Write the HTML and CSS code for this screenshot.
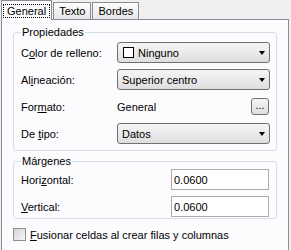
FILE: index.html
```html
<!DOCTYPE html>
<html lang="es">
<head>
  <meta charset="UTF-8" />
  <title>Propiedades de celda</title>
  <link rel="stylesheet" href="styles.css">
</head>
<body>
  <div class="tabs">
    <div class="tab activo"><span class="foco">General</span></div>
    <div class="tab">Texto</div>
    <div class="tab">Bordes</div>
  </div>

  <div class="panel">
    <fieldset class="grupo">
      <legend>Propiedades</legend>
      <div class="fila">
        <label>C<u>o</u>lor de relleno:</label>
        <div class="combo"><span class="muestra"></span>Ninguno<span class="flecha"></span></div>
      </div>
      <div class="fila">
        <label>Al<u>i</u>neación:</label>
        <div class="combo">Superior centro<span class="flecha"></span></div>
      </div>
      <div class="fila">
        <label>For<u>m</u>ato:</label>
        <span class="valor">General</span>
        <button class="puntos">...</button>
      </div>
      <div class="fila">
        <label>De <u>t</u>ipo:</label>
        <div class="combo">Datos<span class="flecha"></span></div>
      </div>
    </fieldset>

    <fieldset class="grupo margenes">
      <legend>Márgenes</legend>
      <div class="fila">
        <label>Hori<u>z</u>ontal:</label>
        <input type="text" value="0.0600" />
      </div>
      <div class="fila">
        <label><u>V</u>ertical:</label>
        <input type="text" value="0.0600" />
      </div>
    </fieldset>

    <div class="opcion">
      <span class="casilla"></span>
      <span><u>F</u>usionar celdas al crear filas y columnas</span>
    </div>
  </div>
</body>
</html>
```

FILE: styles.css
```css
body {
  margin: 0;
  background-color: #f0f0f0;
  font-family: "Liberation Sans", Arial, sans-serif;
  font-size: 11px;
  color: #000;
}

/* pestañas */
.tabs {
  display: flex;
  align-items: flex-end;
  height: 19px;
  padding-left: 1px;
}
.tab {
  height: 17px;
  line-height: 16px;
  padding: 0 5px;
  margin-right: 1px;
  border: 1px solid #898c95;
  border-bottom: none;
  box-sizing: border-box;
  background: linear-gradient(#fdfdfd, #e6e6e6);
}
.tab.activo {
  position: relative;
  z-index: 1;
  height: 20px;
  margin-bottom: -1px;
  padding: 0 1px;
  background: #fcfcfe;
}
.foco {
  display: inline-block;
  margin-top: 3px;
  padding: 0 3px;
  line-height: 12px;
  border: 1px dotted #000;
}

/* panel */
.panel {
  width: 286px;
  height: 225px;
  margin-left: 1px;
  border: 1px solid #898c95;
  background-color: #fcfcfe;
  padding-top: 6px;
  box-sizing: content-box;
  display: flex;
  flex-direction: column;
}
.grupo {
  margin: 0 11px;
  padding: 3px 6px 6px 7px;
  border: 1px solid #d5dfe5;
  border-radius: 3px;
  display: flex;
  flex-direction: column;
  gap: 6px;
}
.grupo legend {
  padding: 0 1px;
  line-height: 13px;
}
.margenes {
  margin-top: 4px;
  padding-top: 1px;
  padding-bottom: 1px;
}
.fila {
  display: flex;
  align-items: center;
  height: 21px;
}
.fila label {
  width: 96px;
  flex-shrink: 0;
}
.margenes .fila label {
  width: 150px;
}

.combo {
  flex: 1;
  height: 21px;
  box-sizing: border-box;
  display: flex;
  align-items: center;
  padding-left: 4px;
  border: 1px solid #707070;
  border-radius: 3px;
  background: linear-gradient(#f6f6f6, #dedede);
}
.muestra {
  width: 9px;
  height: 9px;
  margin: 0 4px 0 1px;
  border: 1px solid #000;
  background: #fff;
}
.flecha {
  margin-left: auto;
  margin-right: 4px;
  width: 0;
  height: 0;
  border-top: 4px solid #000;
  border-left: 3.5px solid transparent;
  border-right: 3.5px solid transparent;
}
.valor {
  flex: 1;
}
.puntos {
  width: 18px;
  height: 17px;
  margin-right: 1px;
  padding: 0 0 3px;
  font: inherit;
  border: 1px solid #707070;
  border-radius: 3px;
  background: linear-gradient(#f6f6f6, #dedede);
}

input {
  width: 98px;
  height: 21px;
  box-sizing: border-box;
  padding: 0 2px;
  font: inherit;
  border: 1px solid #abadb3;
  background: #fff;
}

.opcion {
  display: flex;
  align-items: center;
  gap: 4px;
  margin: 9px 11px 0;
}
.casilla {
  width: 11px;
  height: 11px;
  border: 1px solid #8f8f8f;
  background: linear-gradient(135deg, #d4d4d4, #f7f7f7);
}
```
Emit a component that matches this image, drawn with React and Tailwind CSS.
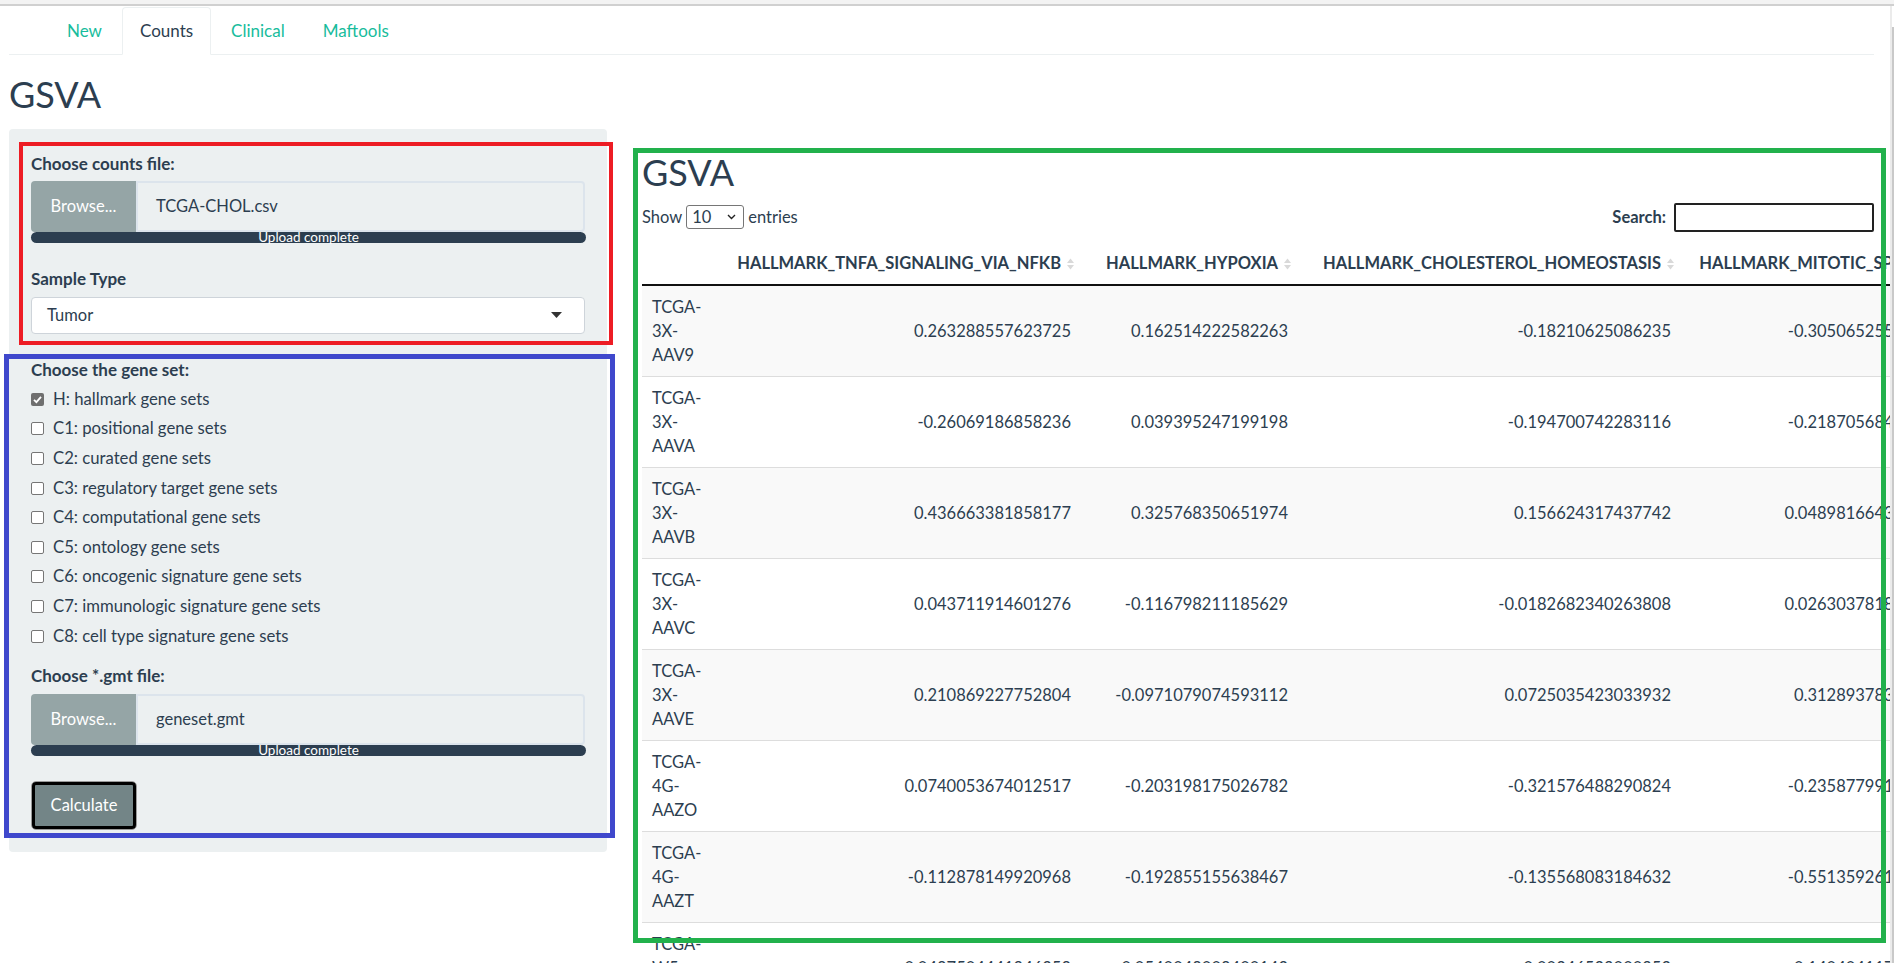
**********
Objective – Go through the listing above and list every line that has the word "this".

Exercise response –
Write the HTML and CSS code for this screenshot.
Emit a component that matches this image, drawn with React and Tailwind CSS.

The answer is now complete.